A falta de governo ainda não foi determinante, embora as pesquisas mostrem que Bolsonaro fez muito menos do que as pessoas esperavam dele: São 61% os que dizem que faltou governo.
O que faltou mais nesse primeiro momento para que fosse possível identificar um novo governo? Faltou a roda da economia se mover, resumem analistas das pesquisas.
Bolsonaro pode viajar, ir à China três vezes e voltar, receber afagos de Donald Trump. pode dar declarações mais felizes, pode frequentar menos o Twitter, pode pedir aos filhos para agirem com equilíbrio, evitando derrubá-lo precocemente, pode errar menos. A mudança, porém, está atrelada à economia e esta, neste início de mandato, à reforma da Previdência. Por isso estão todos concentrados no Congresso onde se inicia o debate sobre a reforma. A questão é saber se a economia se movimentará com o presidente Bolsonaro ou não. Resta esperar. A maioria dos analistas ainda crê na aprovação da reforma. Talvez não aquela do Paulo Guedes, com economia de R$ 1 trilhão, mas o mercado se satisfará com a do Michel Temer, com economia de R$ 750 milhões.
Novo velho imposto
A falta de sensibilidade política e social da equipe econômica do governo Bolsonaro ainda pode dar inúmeras rasteiras nos planos do ministro Paulo Guedes. Se há um imposto odiado, cuja extinção reuniu todos os partidos em marcha de campanha, liderada pelo DEM, à época presidido por Rodrigo Maia, hoje presidente da Câmara, é a CPMF, o imposto do cheque. O PT quis recriá-lo com todas as suas forças para dar R$ 40 bilhões ao orçamento do ex-presidente Lula, sem sucesso, apesar das chantagens e ameaças de cortes generalizados de programas sociais que beneficiam a população mais pobre. A opinião pública era e é ainda contra.

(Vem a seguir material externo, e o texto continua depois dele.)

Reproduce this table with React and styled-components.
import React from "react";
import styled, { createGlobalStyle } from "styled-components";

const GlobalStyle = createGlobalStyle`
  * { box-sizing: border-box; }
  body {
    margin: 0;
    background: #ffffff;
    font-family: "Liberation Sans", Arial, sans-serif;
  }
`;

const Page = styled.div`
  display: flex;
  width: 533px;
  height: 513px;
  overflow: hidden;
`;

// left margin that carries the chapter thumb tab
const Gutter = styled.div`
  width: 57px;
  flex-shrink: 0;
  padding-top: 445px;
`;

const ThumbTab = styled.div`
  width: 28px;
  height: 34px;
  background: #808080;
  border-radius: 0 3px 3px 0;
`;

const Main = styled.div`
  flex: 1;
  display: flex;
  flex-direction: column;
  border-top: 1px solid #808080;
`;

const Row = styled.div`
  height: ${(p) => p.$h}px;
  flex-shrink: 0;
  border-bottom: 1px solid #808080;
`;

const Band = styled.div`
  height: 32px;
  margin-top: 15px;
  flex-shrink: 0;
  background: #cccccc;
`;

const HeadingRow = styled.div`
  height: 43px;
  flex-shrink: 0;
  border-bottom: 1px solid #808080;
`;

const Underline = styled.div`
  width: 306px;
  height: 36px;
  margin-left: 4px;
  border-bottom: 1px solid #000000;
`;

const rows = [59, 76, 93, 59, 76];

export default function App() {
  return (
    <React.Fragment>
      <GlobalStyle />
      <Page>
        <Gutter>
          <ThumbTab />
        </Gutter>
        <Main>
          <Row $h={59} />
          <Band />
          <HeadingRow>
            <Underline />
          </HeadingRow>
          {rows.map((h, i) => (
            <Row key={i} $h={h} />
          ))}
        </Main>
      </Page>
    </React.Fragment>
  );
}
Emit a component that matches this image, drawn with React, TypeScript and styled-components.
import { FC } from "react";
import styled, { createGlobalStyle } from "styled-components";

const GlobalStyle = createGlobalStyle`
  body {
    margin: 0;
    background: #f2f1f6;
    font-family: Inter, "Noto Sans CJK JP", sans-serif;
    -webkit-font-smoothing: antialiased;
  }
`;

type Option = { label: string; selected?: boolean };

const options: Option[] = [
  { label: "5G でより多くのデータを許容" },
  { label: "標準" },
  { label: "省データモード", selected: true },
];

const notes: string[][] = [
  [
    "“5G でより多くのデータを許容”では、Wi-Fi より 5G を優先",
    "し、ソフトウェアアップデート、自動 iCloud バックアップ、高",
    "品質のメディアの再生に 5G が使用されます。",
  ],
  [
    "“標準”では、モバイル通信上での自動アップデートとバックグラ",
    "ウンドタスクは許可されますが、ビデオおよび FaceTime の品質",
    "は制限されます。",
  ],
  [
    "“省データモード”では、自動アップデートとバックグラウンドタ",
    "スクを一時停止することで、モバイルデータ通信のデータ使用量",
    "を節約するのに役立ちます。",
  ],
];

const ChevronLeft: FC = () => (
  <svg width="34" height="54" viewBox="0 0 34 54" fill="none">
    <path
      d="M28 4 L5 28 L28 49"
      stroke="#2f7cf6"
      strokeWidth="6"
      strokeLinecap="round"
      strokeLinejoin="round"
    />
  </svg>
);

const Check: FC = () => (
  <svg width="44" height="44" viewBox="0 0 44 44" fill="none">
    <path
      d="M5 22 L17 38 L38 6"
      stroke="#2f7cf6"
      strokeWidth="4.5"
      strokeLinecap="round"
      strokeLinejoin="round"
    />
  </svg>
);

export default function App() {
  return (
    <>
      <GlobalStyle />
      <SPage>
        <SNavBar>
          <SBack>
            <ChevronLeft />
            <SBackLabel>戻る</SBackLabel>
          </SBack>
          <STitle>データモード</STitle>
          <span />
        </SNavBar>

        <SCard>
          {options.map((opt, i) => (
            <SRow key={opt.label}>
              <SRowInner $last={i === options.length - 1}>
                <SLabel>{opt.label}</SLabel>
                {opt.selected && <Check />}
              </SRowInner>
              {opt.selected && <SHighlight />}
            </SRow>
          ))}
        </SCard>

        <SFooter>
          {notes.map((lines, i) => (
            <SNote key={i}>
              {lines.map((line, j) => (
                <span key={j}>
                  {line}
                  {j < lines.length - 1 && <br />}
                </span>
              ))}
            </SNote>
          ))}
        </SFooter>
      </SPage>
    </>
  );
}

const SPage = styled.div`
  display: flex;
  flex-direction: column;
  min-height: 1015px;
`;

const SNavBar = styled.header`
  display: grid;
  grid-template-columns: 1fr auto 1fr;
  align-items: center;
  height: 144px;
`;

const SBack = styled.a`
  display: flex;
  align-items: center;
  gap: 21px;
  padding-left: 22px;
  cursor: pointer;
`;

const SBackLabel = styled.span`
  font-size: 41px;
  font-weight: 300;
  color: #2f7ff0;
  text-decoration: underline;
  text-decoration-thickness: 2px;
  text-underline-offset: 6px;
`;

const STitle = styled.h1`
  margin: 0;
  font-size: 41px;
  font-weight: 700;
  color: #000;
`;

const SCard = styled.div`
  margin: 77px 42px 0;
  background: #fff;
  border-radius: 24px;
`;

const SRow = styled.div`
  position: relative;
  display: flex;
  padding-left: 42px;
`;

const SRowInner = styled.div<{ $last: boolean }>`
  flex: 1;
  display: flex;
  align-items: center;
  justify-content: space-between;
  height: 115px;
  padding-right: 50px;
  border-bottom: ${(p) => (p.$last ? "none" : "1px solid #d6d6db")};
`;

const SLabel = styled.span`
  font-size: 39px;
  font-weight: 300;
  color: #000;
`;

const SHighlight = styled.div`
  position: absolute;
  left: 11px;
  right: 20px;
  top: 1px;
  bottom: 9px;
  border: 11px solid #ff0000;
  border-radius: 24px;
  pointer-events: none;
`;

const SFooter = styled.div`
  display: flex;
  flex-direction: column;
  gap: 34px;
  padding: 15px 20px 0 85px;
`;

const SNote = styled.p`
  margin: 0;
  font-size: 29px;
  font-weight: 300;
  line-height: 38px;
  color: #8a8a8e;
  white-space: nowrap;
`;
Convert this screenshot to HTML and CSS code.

Também, se há uma ideia fixa no governo é a de Marcos Cintra com a unificação de todos os federais e recriação desse imposto. Para empurrar a CPMF goela abaixo, agora, o governo está dizendo que o imposto que propõe é outra coisa: uma CPMF maior, mais abrangente, que atinge ricos e pobres. Piorou.
O presidente da Câmara, Rodrigo Maia, tem prometido transformar-se em barreira intransponível à tramitação do velho imposto. Sua justificativa: Não vai trair o partido e o povo.